David P. Wagner was born in Ohio but grew up outside New York. He majored in English at Michigan State University before he and his wife went into the Peace Corps in Chile. After returning to teach high school English in his hometown, Wagner got word that he had been selected for the foreign service.

So began a new job --- but as it turned out, it was a posting to Milan that would make the big difference in the rest of his life. “Italy has a way of growing on you,” Wagner says. “You start looking at the world differently.”

Wagner began his foreign service career in Brazil, first in the northeast city of Recife, then Rio. “It was a special time for my wife and me,” he recalls.
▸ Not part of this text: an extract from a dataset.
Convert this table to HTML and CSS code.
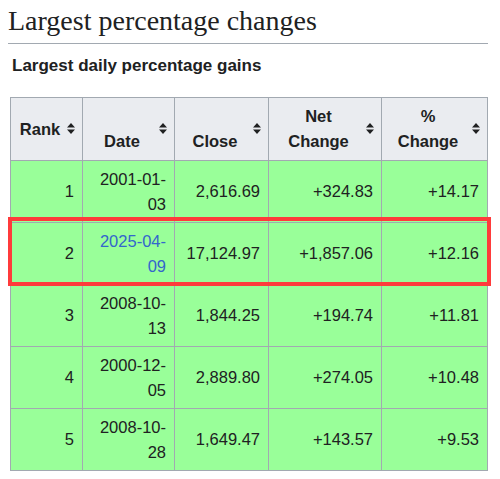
FILE: index.html
```html
<!DOCTYPE html>
<html lang="en">
<head>
    <meta charset="UTF-8">
    <meta name="viewport" content="width=device-width, initial-scale=1.0">
    <title>Largest percentage changes</title>
    <link rel="stylesheet" href="styles.css">
</head>
<body>
    <h2 class="section-title">Largest percentage changes</h2>

    <div class="table-wrap">
        <div class="caption">Largest daily percentage gains</div>
        <div class="table-box">
            <table class="gains">
                <colgroup>
                    <col class="c-rank">
                    <col class="c-date">
                    <col class="c-close">
                    <col class="c-net">
                    <col class="c-pct">
                </colgroup>
                <thead>
                    <tr>
                        <th>Rank<svg class="sort" viewBox="0 0 8 11"><path d="M4 0L8 4.5H0Z M0 6.5H8L4 11Z"/></svg></th>
                        <th><br>Date<svg class="sort" viewBox="0 0 8 11"><path d="M4 0L8 4.5H0Z M0 6.5H8L4 11Z"/></svg></th>
                        <th><br>Close<svg class="sort" viewBox="0 0 8 11"><path d="M4 0L8 4.5H0Z M0 6.5H8L4 11Z"/></svg></th>
                        <th>Net<br>Change<svg class="sort" viewBox="0 0 8 11"><path d="M4 0L8 4.5H0Z M0 6.5H8L4 11Z"/></svg></th>
                        <th>%<br>Change<svg class="sort" viewBox="0 0 8 11"><path d="M4 0L8 4.5H0Z M0 6.5H8L4 11Z"/></svg></th>
                    </tr>
                </thead>
                <tbody>
                    <tr>
                        <td>1</td>
                        <td>2001-01-<br>03</td>
                        <td>2,616.69</td>
                        <td>+324.83</td>
                        <td>+14.17</td>
                    </tr>
                    <tr>
                        <td>2</td>
                        <td><a href="#">2025-04-<br>09</a></td>
                        <td>17,124.97</td>
                        <td>+1,857.06</td>
                        <td>+12.16</td>
                    </tr>
                    <tr>
                        <td>3</td>
                        <td>2008-10-<br>13</td>
                        <td>1,844.25</td>
                        <td>+194.74</td>
                        <td>+11.81</td>
                    </tr>
                    <tr>
                        <td>4</td>
                        <td>2000-12-<br>05</td>
                        <td>2,889.80</td>
                        <td>+274.05</td>
                        <td>+10.48</td>
                    </tr>
                    <tr>
                        <td>5</td>
                        <td>2008-10-<br>28</td>
                        <td>1,649.47</td>
                        <td>+143.57</td>
                        <td>+9.53</td>
                    </tr>
                </tbody>
            </table>
            <!-- surlignage de la ligne du 9 avril -->
            <div class="highlight"></div>
        </div>
    </div>
</body>
</html>
```

FILE: styles.css
```css
body {
    margin: 8px;
    background: #fff;
    color: #202122;
    font-family: "Liberation Sans", Arial, sans-serif;
}

.section-title {
    font-family: "Liberation Serif", "Times New Roman", serif;
    font-size: 28px;
    font-weight: normal;
    line-height: 26px;
    margin: 0 4px 0 0;
    padding: 0 0 9px 0;
    border-bottom: 1px solid #a2a9b1;
}

.table-wrap {
    margin-left: 2px;
}

.caption {
    font-size: 17px;
    font-weight: bold;
    line-height: 25px;
    padding: 9px 0 19px 2px;
}

.table-box {
    position: relative;
    width: 477px;
}

/* Tableau des gains */
.gains {
    border-collapse: collapse;
    table-layout: fixed;
    width: 477px;
    font-size: 16.5px;
    line-height: 24.5px;
}

.c-rank { width: 72px; }
.c-date { width: 92px; }
.c-close { width: 94px; }
.c-net { width: 113px; }
.c-pct { width: 106px; }

.gains th,
.gains td {
    border: 1px solid #a2a9b1;
    padding: 6px 8px;
}

.gains th {
    position: relative;
    background: #eaecf0;
    text-align: center;
    padding-right: 21px;
    font-weight: bold;
    line-height: 25px;
}

.gains td {
    background: #9f9;
    text-align: right;
}

.gains a {
    color: #3366cc;
    text-decoration: none;
}

.sort {
    position: absolute;
    right: 7px;
    top: 50%;
    width: 8px;
    height: 11px;
    margin-top: -6px;
    fill: #202122;
}

.highlight {
    position: absolute;
    left: -2px;
    top: 120px;
    width: 475px;
    height: 61px;
    border: 4px solid #ff3b3b;
    pointer-events: none;
}
```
They lived in the shadow of Sugar Loaf Mountain, adopted a son and, as they would do in other cities, immersed themselves in the local culture.

From there, after a few weeks in Washington brushing up on their Peace Corps Spanish, the Wagners arrived in Guayaquil, Ecuador. It was in Ecuador that news of his posting to Italy came through. For the rest of his years in the foreign service, the Wagners bounced between South America and Italy, becoming fluent in Spanish and Portuguese to go along with the Italian. When Wagner left the embassy in Rome to retire to New Mexico, he had worked a total of nine years in Italy, and the Italian bug had taken him over.

Newly retired, Wagner started a niche business writing tourist materials for travelers to Tuscany and Umbria, providing the perfect excuse for return trips. Going back and writing about what he saw reinforced something he had long believed: it is Italy's regional differences that make the country so fascinating. Each region, each province, even each town has its own history, traditions, culture and, perhaps most significantly, its own culinary specialties.

After several years as a travel writer, Wagner decided he wanted to add his own stories to the small towns he'd been writing about. Crime fiction, which still is his favorite genre, seemed the perfect way to do it. “I was very much inspired by the way Dibdin, Leon and Camilleri blended Italian culture into their stories.” The result was the creation of Rick Montoya, intrepid translator and amateur sleuth, who in each book of the series finds himself in a different --- but distinctly fascinating --- Italian town.

Four years ago, the Wagners moved from New Mexico to the front range of Colorado, but Rick Montoya still identifies as much with his father's New Mexico as his mother's Italy. “You can't take the Albuquerque out of Rick Montoya, any more than you could take it out of me,” Wagner admits.